start Data shown

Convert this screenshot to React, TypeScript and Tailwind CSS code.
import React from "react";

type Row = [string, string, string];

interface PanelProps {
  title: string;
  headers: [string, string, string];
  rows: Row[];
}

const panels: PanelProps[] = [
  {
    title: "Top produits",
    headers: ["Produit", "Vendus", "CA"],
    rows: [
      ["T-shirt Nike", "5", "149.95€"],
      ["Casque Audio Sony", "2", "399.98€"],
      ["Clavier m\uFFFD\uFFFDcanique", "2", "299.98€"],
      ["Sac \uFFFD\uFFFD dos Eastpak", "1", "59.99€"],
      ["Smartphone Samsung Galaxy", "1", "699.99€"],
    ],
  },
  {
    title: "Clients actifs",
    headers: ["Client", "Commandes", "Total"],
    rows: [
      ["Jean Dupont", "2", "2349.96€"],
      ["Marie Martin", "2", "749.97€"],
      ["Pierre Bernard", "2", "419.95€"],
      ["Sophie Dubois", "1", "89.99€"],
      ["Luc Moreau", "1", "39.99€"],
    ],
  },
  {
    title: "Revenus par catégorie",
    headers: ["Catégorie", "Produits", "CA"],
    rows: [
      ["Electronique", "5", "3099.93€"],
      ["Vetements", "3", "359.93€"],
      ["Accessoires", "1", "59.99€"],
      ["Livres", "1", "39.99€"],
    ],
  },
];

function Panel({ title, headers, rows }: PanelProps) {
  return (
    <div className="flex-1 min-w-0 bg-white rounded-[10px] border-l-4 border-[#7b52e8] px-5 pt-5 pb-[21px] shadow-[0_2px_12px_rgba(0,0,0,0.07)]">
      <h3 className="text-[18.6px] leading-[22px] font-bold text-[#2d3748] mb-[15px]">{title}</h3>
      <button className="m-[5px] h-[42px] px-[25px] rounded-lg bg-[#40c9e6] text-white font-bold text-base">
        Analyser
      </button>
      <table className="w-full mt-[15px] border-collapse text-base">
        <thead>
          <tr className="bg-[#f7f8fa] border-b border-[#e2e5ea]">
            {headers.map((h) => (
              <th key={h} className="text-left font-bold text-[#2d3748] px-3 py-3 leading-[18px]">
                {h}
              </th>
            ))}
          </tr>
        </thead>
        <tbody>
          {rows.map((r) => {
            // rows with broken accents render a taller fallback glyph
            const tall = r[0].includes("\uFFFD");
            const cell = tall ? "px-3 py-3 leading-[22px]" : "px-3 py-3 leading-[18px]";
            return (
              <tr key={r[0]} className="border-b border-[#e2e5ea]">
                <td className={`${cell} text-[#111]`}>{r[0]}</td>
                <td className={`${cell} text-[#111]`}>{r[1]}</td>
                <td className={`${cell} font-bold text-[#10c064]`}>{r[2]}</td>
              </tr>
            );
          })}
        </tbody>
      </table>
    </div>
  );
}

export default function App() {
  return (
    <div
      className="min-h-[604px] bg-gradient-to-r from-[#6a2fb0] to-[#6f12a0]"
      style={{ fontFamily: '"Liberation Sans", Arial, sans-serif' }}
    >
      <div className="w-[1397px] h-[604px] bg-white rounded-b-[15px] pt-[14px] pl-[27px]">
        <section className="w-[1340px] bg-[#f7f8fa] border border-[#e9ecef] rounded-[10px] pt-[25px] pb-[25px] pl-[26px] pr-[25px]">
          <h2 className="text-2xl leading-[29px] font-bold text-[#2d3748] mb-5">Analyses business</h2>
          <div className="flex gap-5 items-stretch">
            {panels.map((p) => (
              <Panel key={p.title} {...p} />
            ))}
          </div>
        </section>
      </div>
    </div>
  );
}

end Data shown
start Data shown

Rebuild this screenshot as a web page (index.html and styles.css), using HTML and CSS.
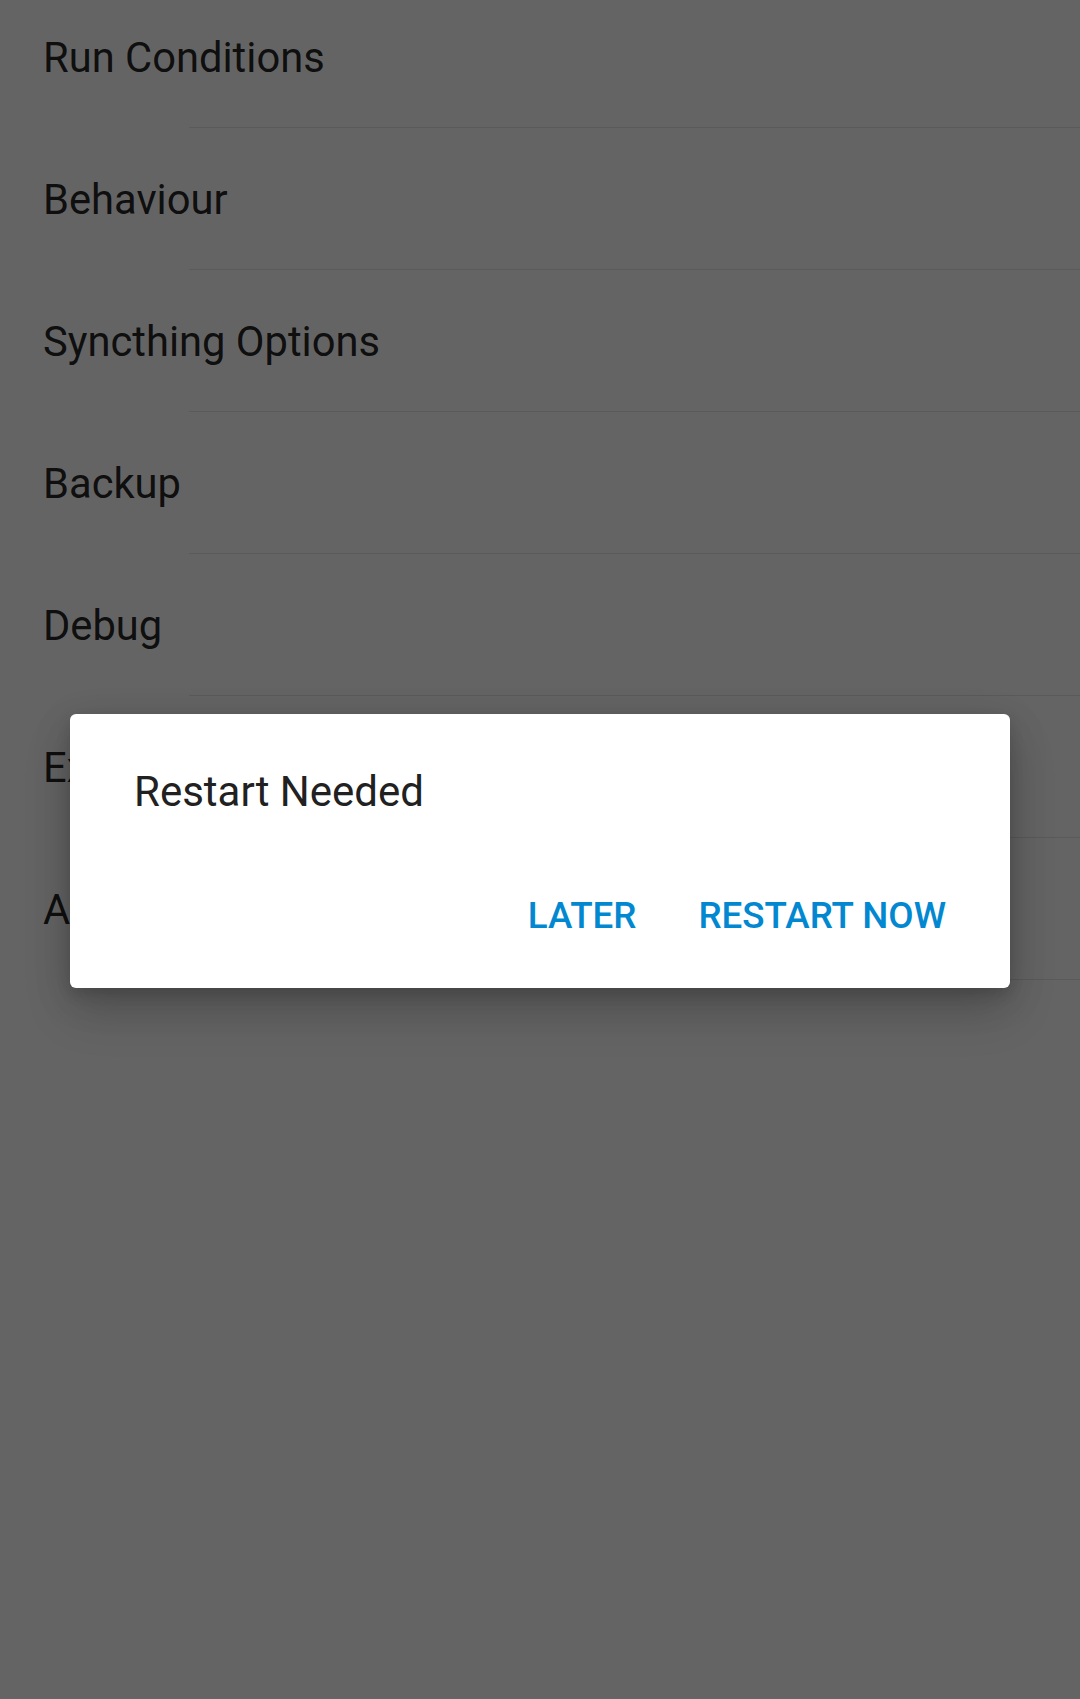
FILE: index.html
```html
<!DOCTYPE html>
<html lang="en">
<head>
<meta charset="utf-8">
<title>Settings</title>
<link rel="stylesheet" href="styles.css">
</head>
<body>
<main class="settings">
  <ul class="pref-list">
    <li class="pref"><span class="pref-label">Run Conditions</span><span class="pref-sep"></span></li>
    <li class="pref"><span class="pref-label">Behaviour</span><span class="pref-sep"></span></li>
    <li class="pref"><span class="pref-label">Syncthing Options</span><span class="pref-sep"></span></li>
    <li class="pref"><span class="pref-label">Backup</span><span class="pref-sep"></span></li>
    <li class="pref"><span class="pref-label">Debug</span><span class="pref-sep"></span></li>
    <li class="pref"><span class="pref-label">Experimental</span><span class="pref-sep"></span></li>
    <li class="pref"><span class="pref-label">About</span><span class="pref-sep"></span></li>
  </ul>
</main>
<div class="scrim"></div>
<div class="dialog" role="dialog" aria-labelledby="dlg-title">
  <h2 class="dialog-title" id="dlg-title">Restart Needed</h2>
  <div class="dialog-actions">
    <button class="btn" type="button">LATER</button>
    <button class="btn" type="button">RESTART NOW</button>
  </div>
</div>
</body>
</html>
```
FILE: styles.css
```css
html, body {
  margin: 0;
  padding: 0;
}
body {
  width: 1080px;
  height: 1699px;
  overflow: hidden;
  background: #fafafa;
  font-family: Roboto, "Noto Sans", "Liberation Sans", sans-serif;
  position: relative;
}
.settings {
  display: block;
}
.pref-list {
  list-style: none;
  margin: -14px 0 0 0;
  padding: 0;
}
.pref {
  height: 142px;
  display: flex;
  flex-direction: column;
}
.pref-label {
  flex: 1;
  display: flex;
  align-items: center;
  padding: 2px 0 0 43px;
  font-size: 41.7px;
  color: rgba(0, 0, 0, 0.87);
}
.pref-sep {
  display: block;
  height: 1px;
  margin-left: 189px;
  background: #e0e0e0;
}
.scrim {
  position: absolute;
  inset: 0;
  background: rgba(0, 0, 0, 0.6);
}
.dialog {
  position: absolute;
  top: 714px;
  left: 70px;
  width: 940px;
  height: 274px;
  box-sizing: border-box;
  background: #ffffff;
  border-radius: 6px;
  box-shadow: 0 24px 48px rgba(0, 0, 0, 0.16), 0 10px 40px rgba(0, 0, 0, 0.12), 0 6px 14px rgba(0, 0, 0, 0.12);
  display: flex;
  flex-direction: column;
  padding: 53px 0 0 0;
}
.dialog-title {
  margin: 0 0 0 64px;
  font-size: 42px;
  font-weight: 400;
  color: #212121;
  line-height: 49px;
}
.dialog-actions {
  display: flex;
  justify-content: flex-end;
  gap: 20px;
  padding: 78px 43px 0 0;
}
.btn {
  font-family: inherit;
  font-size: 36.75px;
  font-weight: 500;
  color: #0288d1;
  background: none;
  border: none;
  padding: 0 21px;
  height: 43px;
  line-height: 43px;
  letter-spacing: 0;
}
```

end Data shown
start Data shown

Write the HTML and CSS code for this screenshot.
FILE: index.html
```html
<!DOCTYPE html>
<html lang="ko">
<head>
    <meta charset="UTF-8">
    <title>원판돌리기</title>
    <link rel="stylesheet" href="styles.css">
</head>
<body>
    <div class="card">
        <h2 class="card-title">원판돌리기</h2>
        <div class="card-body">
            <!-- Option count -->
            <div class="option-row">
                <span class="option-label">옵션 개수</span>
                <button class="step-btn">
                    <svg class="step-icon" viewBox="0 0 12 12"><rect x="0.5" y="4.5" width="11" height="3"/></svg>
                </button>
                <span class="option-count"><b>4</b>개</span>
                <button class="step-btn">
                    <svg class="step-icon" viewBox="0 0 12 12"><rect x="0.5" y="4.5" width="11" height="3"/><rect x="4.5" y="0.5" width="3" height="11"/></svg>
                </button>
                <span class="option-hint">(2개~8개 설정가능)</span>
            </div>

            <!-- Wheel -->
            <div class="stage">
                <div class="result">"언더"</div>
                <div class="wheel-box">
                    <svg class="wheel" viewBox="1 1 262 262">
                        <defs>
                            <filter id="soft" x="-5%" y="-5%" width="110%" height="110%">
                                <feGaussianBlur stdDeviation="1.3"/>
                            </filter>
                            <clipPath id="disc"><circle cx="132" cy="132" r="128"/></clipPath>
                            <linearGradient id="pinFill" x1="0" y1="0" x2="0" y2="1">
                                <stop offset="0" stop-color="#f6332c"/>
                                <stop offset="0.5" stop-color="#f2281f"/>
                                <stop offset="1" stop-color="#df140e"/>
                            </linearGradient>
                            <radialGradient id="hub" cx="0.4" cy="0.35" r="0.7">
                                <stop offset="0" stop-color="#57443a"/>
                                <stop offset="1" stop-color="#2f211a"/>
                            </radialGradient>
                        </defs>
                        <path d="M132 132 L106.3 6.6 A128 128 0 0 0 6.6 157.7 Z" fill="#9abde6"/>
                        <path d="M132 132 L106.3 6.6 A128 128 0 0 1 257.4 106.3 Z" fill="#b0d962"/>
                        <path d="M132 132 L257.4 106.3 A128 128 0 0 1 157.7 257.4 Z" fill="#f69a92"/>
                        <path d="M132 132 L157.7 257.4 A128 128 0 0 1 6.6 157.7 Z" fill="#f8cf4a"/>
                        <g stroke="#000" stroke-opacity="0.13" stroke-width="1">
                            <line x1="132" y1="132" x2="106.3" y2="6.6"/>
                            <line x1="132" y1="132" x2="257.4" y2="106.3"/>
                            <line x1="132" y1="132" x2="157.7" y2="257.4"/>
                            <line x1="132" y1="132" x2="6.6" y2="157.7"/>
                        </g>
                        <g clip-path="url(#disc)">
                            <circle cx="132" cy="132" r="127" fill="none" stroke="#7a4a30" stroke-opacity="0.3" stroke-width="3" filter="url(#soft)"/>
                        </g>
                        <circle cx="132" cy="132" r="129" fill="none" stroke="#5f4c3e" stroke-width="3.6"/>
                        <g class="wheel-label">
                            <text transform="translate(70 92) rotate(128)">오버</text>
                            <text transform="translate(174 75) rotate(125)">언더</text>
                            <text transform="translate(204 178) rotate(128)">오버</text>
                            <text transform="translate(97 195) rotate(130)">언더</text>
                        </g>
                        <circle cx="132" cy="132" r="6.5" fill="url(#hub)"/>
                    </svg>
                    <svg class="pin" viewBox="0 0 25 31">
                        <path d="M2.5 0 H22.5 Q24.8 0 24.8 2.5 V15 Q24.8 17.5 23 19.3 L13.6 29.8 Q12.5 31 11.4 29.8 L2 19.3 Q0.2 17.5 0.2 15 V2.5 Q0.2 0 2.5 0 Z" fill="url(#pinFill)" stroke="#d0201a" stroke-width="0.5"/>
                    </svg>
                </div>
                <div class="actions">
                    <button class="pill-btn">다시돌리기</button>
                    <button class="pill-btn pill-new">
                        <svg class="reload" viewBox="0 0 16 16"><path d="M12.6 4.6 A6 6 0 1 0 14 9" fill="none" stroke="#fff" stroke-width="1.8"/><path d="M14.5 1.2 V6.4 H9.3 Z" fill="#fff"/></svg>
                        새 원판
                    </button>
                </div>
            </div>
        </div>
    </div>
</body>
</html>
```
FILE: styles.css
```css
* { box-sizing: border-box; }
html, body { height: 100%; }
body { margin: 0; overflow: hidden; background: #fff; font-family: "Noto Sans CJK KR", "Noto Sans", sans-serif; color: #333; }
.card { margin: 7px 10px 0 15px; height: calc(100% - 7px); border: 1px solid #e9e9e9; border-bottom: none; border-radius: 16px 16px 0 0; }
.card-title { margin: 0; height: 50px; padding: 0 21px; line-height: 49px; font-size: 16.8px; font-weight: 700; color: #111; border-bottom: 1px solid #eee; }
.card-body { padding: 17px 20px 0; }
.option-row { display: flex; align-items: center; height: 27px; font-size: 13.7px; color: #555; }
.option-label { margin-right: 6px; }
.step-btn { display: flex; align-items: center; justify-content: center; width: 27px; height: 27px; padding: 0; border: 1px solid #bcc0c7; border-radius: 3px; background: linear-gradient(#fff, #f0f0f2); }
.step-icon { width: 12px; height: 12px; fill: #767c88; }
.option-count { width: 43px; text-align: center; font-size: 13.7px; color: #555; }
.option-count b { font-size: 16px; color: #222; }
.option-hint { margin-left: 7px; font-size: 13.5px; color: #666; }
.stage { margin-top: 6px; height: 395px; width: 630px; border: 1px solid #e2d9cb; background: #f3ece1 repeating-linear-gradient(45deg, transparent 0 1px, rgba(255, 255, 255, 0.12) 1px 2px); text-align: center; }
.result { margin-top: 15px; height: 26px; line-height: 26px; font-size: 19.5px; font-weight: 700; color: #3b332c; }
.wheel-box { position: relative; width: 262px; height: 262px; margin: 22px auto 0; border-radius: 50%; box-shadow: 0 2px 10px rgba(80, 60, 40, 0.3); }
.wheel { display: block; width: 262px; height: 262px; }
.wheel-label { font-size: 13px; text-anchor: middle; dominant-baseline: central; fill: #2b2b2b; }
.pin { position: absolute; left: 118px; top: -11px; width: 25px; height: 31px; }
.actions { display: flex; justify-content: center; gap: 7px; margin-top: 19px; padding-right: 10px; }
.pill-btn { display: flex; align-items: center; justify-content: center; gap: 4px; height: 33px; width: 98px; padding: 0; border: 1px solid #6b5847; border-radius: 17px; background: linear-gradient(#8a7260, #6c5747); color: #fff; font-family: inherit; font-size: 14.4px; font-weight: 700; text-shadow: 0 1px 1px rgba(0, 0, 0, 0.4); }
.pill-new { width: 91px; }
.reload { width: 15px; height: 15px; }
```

end Data shown

In the entries above, count each line that holds "this". Give the total and nothing else.

3